G.O.O.D. Music Cruel Summer
(G.O.O.D. Music/Def Jam)Everyone has their own opinion on Kanye West, an opinion which is inescapable when he releases a new album or when people look back at his back catalogue. Roughly there are two views on Yeezy. 1. He’s a jackass, an arrogant prick who interrupts boring country music singers; he’s teetering on the edge of madness and his music is crap. 2. He’s a jackass, an arrogant prick who interrupts boring country music singers; he’s teetering on the edge of madness and his music is brilliant. Excluding the Taylor Swift reference, that description could describe Kanye or it could describe Prince. If you still can’t make up your mind, here’s a tweet from the man himself: “I was recently questioned about the use of the word BITCH in my music and initially was offended by anyone questioning anything in my music.”
Keeping up the Prince likeness, this is his Paisley Park moment. It’s not officially a new Kanye album, it’s G.O.O.D. Music. It’s only really the name that stops it from being Mr. West’s new official album; only a few tracks don’t contain the man himself and he’s unwilling to release singles that don’t star, as he declares himself in the very first track, the god of rap. Which leads us onto who actually appears on the album.

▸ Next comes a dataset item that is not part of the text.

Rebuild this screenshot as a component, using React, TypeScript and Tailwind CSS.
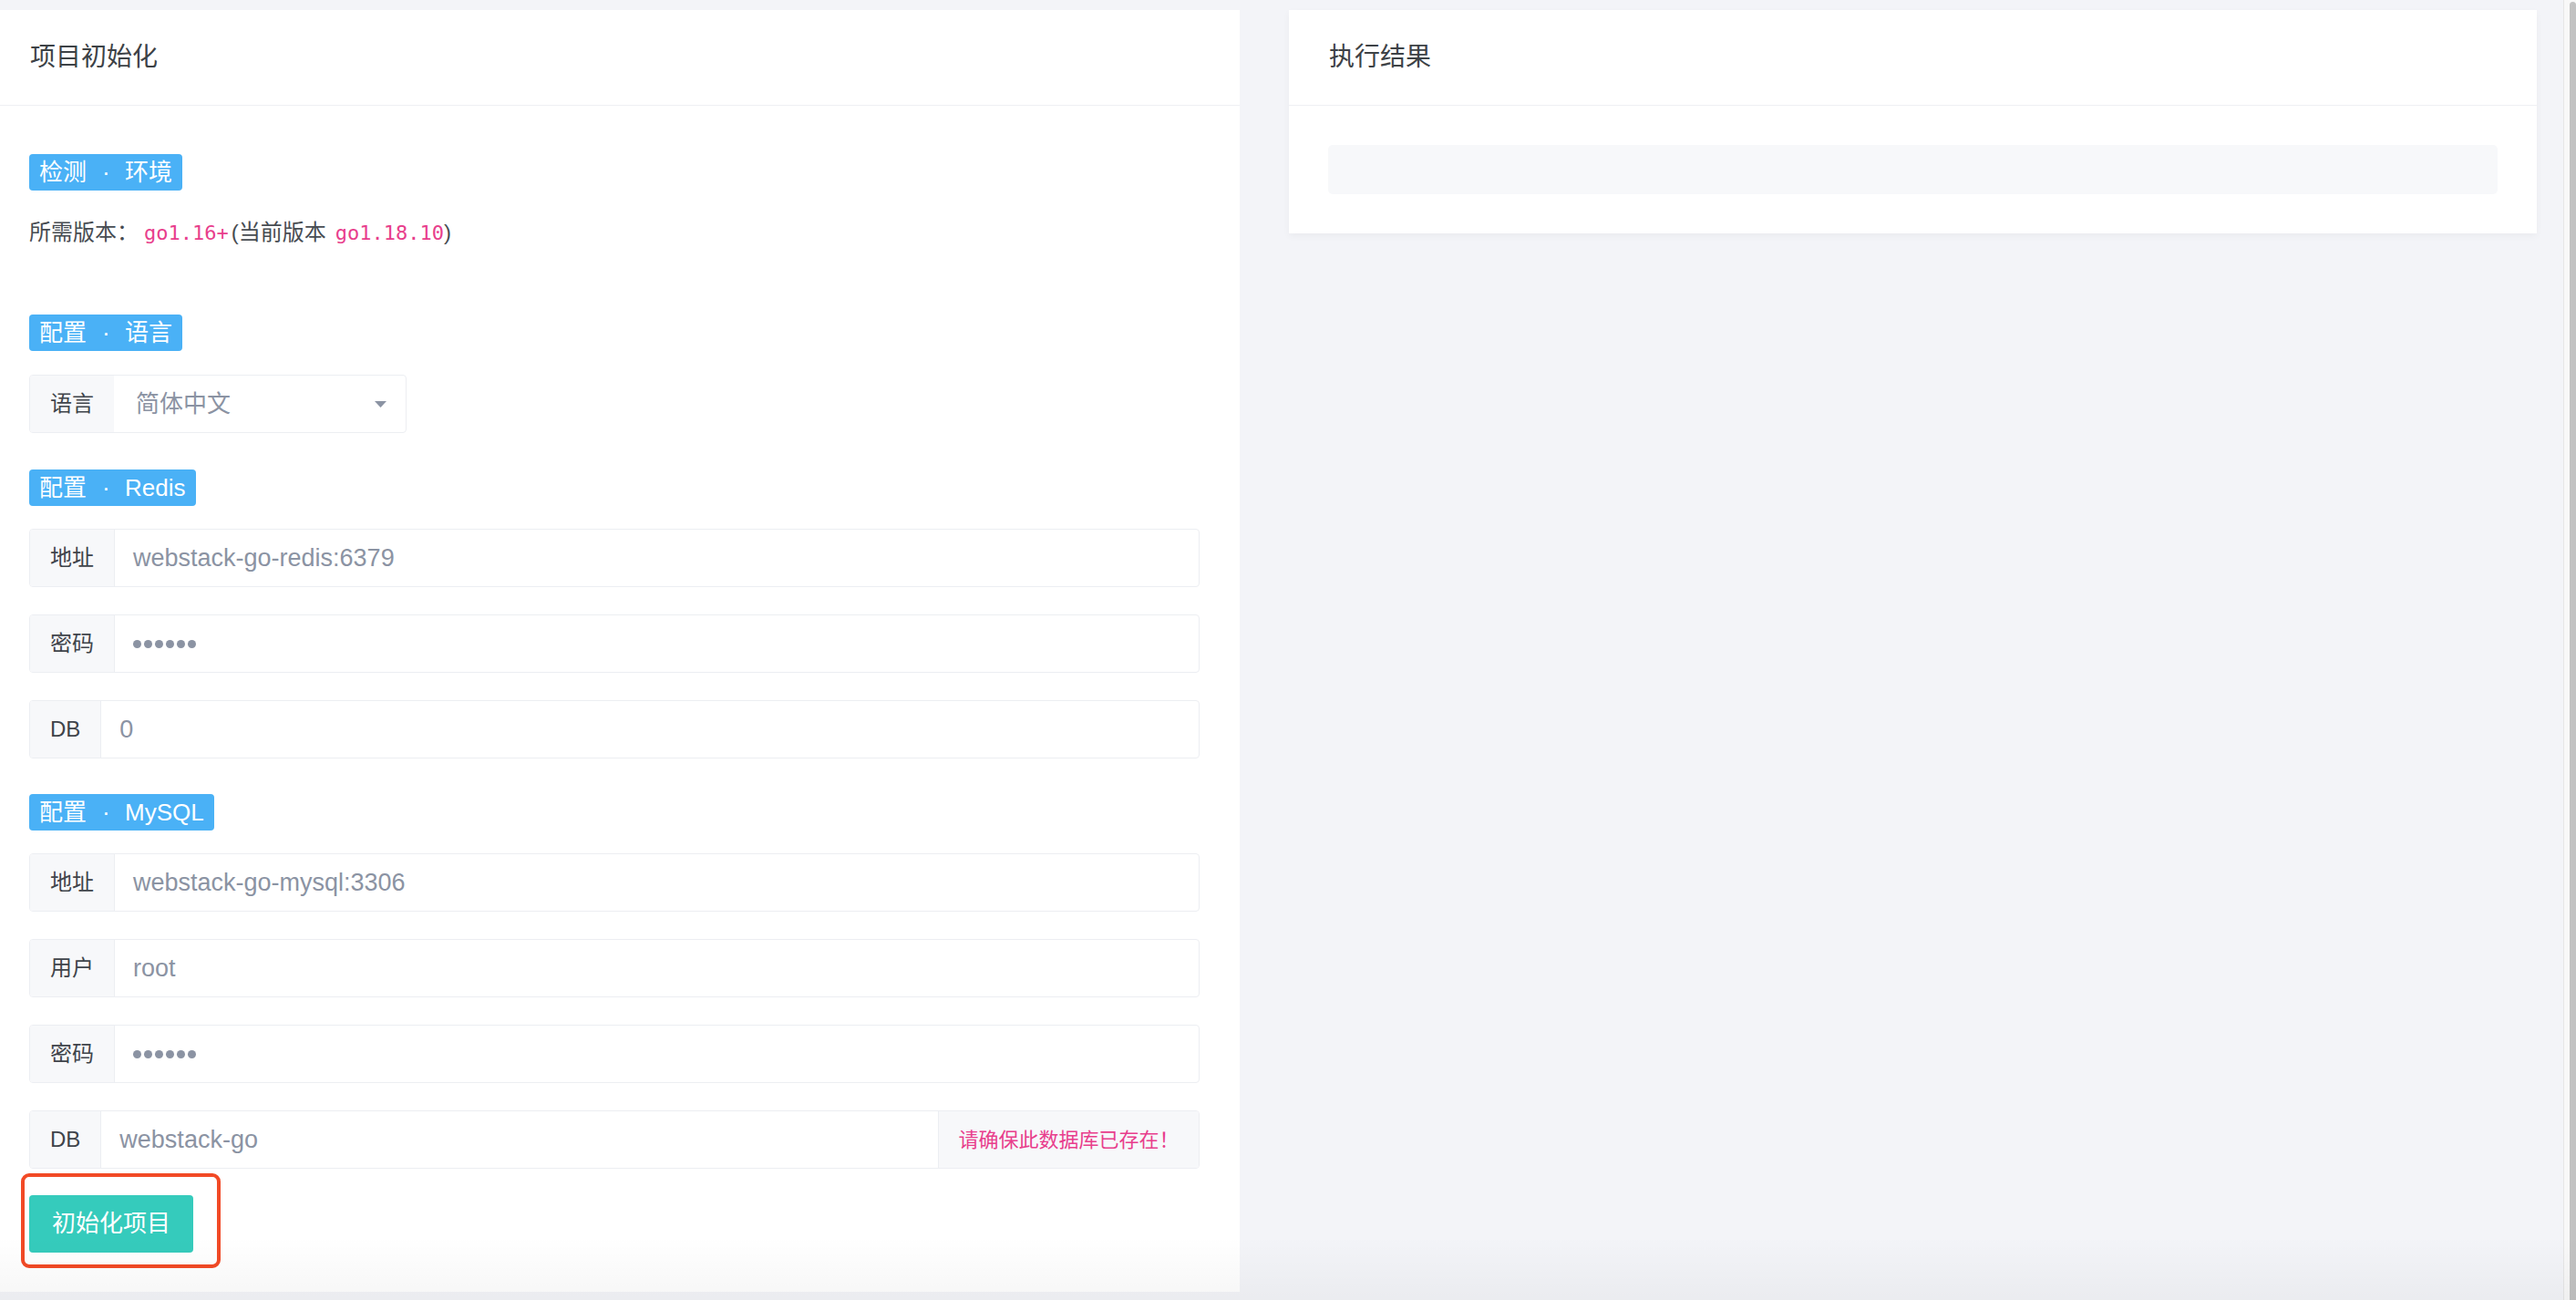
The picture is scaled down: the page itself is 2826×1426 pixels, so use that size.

Overall, it’s a good set of appearances from the usual suspects and a couple of surprise guests. Jay-Z rocks up on Clique and does his usual thing and is pretty good, Raekwon makes a similar one track appearance; both bring their seasoned rap skills to a fairly young set of performers, a bit like Paul Scholes and Ryan Giggs do to Manchester United’s midfield. They might not be ever-present but in their bit-part roles they shine and pull the strings. Pusha-T shines in a second fiddle role to Kanye, most of all on New God Flow, Kid Cudi too, Creepers being one of the standout tracks with its handclap backing and noise-synths. The-Dream gives auto-tuned vocals to Higher, which stars Mase (remember the guy from Mo’ Money, Mo’ Problems?) and is well worth listening to, if only for the intrigue of him finally being back on big tracks with his trademark slow flow. Then there’s the below average appearances. John Legend makes his obligatory appearance and is passable, just like he was on My Beautiful Dark Twisted Fantasy. Whoever it is (sometimes it’s hard to keep up with all the guests and lesser known label mates) that rhymes a series of words with sin city on the track of the same name is absolute rubbish. Like, seriously bad, but it’s expected, there have to be a few duff moments. And Big Sean. Oh, Big Sean...
Kanye raps about exactly what you’d guess. He bigs himself up, pays homage to Michael Jackson, mentions a few current new stories that’d be more current if this album was released when it was meant to be, and makes a comment, the best being “Mitt Romney don’t pay no tax, Mitt Romney don’t pay no tax.” He mentions some things that reporters have said that annoyed him, in one moment of astounding arrogance Yeezy accuses journalists of trying to “crucify me like they did Christ.” Wow. Comparing MBDTF and Cruel Summer, we get a far happier Kanye, all that bitterness and anger that invigorated MBDTF is watered down, instead of being made by tabloid enemy no.1 he’s now the guy who made Watch the Throne, a massive pop hit. Not that it’s boring, it’s just that Kanye has always been better when he’s feeling aggrieved; The College Dropout was powered his unhappiness at his pre-rap life, Late Registration by coming to terms with his personal demons. Now what has he got to feel unhappy about, having too much money? Not everyone thinking he’s the best? He’s still good; it’s just more of the same.
As ever, the production shines through, especially on the aforementioned Creepers or on the bold, tense and aggressive sounding New God Flow and The One, a laid back, gospel inspired affair with soft, tinkling pianos and the quietest, slightest sample of Biz Markie. Cruel Summer is far closer in terms of its palette to MBDTF or Watch the Throne than Kanye’s earlier work, more electronic than old school inspired. In fact it’s rare to find a song that doesn’t have a bleep repeating.
I’m sure you’ve noticed a theme repeating in each aspect of the album. It’s exactly what everyone expected this much hyped album to be like. We all guessed the Jay-Z appearance and a Wu-Tang member outshining the other acts on show. We all expected insane feats of arrogance. We all expected Big Sean to be terrible. But it says something about Kanye West’s ability that it’s a disappointment that this album doesn’t change music in some way like the triptych of The College Dropout, Late Registration and MBDTF did. But don’t get me wrong, it’s a good album. I just expect masterpieces from Kanye West and his friends.